### STORED ROWS

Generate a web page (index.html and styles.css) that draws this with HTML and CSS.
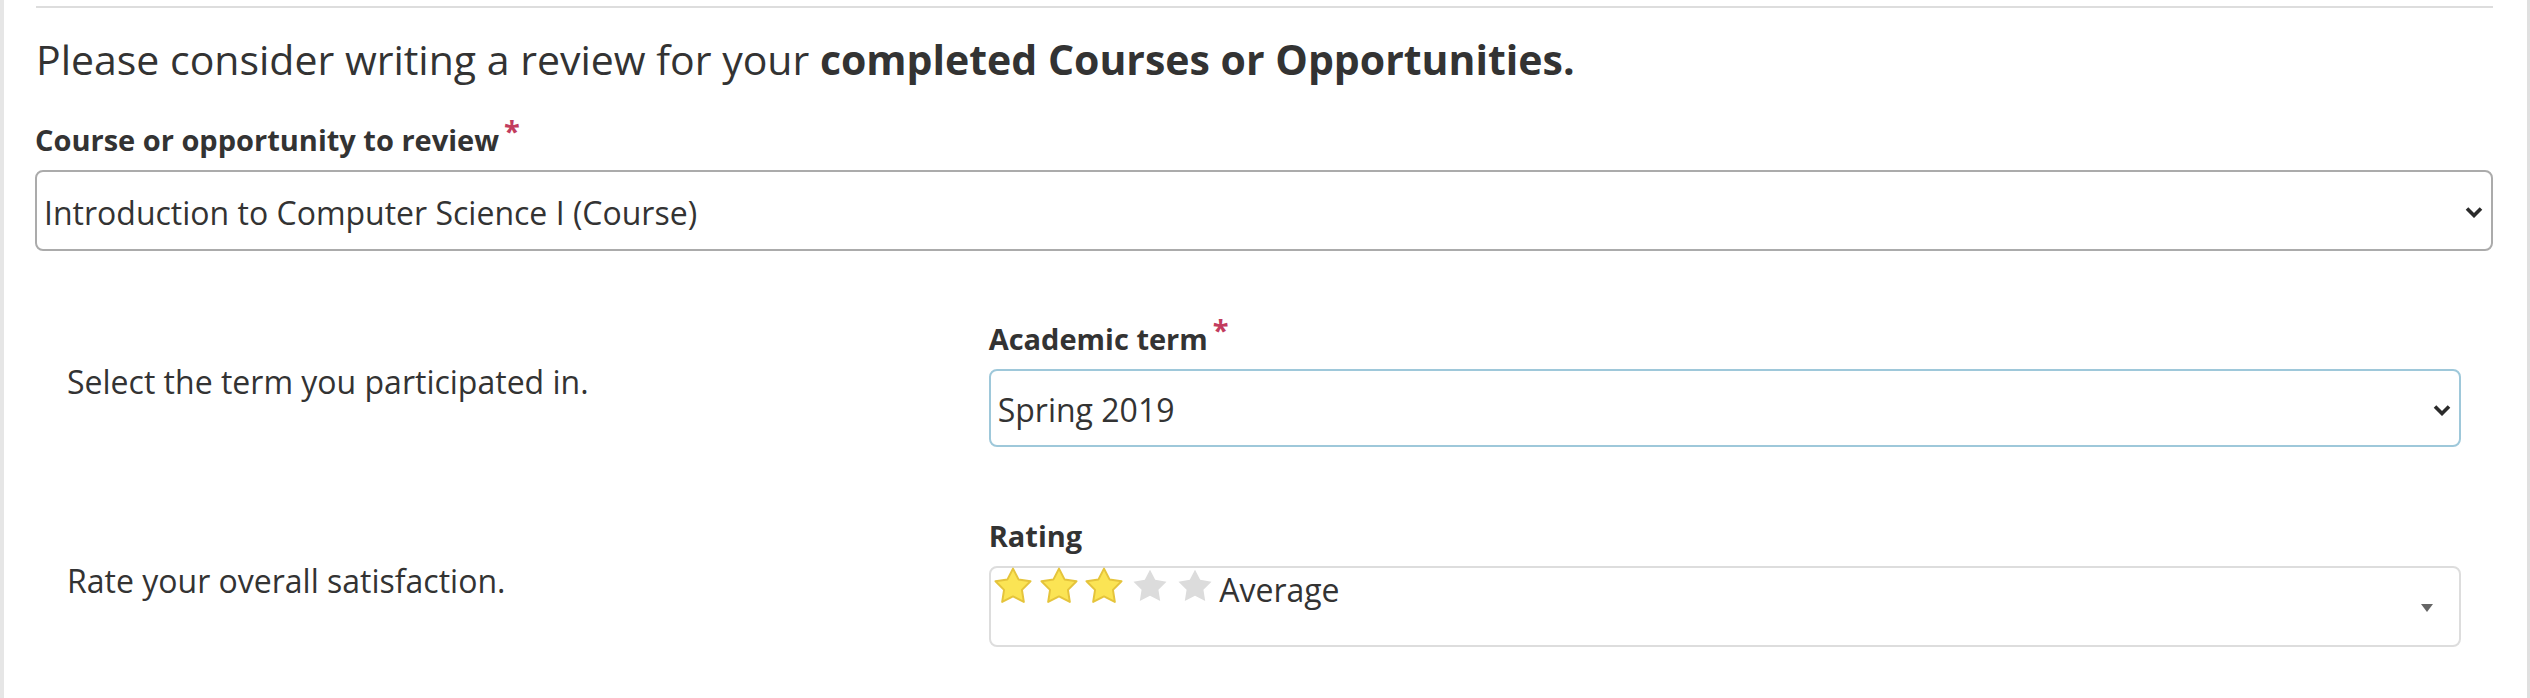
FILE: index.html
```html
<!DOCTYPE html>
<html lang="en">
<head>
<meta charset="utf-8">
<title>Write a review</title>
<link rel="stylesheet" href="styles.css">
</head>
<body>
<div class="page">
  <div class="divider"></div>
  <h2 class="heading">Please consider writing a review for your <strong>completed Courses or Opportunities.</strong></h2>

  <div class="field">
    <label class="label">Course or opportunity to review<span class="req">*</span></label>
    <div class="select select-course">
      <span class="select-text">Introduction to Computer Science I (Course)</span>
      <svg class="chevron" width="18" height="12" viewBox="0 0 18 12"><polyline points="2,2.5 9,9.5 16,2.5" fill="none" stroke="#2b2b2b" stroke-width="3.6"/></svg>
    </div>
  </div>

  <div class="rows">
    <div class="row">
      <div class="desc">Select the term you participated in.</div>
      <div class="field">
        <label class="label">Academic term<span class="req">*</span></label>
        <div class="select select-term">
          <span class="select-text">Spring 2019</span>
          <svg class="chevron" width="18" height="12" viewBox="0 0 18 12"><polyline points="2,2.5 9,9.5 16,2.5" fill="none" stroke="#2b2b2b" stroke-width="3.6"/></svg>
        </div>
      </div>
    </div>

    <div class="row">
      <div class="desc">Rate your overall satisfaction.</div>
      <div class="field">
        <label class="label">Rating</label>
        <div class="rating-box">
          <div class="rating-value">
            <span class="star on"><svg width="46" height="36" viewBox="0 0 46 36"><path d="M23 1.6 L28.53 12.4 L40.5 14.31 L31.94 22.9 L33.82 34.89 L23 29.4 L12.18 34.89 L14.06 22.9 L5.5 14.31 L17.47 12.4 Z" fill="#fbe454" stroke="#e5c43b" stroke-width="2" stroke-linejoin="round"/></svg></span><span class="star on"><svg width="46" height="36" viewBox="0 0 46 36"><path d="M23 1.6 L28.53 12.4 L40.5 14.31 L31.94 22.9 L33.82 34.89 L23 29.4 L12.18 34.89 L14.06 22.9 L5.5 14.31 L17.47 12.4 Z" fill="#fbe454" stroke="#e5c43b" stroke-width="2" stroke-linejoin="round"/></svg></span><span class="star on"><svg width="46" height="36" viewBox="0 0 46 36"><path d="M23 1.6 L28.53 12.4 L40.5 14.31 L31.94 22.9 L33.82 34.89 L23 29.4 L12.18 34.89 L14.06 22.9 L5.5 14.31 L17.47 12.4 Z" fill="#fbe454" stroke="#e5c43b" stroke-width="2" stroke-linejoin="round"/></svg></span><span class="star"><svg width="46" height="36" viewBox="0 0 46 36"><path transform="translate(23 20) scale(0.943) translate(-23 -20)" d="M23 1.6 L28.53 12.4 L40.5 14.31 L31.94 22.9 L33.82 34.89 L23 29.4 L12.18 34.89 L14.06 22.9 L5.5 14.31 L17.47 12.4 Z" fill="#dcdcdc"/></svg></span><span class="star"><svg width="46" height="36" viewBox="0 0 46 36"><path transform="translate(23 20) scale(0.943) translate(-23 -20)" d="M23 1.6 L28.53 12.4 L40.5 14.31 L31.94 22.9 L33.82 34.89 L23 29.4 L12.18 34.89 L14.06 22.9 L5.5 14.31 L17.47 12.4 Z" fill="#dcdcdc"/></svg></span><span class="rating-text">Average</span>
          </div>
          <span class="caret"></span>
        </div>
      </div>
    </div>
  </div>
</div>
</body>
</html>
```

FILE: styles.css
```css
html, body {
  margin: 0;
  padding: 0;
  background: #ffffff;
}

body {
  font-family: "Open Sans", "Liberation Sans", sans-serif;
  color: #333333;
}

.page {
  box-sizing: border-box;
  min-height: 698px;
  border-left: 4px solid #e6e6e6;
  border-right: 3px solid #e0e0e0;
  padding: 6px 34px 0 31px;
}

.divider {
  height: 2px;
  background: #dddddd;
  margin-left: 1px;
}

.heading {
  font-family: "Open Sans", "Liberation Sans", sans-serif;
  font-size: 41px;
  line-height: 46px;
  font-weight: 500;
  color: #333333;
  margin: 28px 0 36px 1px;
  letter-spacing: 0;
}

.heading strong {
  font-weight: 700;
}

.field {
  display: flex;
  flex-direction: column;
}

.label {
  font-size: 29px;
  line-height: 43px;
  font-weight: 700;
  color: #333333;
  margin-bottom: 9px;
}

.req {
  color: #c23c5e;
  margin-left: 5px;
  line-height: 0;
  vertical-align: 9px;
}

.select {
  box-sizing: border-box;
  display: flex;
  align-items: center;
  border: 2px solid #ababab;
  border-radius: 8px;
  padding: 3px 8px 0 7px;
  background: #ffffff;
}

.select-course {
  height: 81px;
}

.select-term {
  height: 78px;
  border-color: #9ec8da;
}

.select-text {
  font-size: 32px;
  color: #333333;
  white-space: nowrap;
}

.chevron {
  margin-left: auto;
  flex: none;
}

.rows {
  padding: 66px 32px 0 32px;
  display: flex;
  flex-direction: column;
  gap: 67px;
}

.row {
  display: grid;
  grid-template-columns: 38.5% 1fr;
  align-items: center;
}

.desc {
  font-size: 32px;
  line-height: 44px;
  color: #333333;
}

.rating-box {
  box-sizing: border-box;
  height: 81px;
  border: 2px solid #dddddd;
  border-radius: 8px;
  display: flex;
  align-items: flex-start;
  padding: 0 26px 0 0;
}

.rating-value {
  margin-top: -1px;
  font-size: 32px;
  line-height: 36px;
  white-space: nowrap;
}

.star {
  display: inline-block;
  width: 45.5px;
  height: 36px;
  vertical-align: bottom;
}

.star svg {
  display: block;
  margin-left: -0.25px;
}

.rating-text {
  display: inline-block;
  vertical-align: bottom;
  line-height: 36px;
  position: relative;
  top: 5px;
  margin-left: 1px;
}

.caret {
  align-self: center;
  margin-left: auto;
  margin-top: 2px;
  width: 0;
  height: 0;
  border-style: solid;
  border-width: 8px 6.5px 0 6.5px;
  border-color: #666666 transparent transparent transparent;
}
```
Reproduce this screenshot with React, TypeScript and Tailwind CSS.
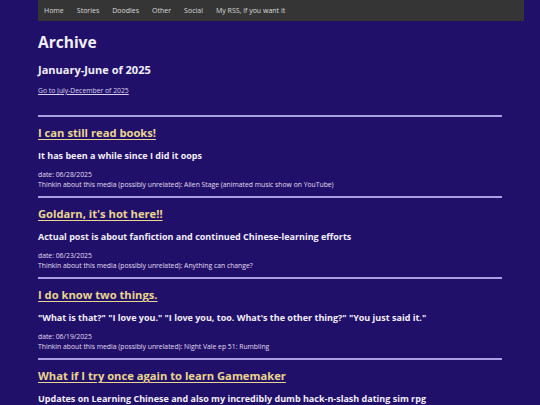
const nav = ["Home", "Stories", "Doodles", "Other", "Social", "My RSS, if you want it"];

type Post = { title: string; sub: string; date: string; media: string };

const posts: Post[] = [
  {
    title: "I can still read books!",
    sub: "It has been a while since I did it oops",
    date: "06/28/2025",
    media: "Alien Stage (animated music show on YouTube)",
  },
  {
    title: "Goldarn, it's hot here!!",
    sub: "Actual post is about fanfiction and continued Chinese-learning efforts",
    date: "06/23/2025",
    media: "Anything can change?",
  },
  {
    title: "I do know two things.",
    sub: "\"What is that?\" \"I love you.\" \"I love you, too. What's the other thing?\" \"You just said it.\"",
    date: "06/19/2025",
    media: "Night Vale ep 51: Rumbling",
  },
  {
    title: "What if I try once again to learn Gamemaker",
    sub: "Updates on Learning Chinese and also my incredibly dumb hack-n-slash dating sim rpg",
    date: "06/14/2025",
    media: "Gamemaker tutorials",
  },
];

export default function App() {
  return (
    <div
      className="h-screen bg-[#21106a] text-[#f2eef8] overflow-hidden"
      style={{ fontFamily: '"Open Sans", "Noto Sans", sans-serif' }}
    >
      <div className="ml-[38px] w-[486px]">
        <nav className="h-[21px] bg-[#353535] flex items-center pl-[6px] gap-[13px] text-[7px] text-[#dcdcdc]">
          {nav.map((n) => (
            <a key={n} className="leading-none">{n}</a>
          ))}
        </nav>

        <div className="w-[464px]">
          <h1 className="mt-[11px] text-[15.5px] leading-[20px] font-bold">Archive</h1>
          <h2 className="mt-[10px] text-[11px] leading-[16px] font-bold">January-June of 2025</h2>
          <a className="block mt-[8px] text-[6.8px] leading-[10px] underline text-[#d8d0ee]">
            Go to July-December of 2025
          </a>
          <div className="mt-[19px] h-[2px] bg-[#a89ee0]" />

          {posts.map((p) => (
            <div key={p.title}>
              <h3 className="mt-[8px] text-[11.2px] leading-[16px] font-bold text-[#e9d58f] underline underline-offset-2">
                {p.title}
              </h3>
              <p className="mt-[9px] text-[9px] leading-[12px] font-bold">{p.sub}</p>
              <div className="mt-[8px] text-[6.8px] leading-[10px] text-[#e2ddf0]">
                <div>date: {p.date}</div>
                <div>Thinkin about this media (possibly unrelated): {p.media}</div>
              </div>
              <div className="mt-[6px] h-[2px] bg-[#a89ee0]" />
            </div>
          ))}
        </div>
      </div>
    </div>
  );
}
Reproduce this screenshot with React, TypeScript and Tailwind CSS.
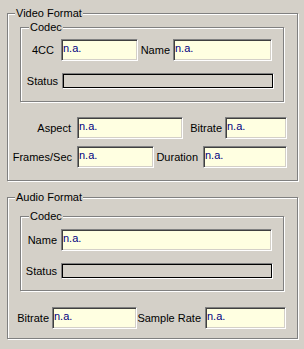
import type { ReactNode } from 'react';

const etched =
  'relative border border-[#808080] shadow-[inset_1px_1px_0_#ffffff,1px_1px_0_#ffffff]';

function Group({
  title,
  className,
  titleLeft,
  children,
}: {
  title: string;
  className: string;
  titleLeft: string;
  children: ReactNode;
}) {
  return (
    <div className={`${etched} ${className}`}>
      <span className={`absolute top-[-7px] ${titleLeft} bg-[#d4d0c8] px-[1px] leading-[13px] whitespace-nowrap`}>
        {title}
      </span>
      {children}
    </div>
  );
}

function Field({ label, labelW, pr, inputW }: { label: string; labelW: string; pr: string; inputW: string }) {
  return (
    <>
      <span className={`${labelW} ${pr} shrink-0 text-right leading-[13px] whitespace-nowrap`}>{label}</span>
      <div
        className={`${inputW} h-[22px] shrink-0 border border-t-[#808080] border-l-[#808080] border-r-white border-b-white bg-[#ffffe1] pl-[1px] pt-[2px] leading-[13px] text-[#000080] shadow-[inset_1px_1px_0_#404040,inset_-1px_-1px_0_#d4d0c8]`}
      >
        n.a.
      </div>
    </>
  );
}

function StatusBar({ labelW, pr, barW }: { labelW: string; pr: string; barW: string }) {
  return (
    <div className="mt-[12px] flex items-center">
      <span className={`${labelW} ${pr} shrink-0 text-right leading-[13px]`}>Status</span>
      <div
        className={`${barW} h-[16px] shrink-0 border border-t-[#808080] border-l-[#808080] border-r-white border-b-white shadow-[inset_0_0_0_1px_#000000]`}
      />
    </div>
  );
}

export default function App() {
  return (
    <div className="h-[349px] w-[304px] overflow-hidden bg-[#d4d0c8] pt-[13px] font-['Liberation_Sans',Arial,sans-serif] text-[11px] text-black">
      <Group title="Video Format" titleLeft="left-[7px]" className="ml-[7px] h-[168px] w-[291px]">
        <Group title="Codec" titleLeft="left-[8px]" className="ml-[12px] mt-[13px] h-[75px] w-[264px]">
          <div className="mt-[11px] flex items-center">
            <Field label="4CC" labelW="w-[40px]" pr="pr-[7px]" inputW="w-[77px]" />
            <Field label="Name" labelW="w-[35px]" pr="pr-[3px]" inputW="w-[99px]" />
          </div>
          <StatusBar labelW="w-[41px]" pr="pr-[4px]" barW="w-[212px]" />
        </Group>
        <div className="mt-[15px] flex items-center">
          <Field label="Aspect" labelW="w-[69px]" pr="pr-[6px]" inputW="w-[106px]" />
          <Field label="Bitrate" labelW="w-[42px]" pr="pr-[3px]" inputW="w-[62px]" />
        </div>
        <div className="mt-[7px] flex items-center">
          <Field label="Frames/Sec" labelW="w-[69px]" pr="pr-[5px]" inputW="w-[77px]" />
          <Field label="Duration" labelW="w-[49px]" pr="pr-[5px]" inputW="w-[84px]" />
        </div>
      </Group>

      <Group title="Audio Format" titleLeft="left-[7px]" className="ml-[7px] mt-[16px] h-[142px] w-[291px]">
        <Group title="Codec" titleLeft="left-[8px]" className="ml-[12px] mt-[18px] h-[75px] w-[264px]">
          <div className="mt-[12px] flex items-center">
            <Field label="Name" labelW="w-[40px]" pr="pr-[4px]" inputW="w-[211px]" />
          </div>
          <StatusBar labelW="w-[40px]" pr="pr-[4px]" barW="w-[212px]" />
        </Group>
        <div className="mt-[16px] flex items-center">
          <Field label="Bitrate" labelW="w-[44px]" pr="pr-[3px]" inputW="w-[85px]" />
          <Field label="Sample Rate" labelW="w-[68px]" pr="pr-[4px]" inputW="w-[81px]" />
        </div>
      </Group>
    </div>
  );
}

######

**YOUR INSTRUCTIONS**.
Copy each line containing the word "styles" from the data.

**RESULT OF THIS EXERCISE**.
Generate a web page (index.html and styles.css) that draws this with HTML and CSS.
<link rel="stylesheet" href="styles.css">
FILE: styles.css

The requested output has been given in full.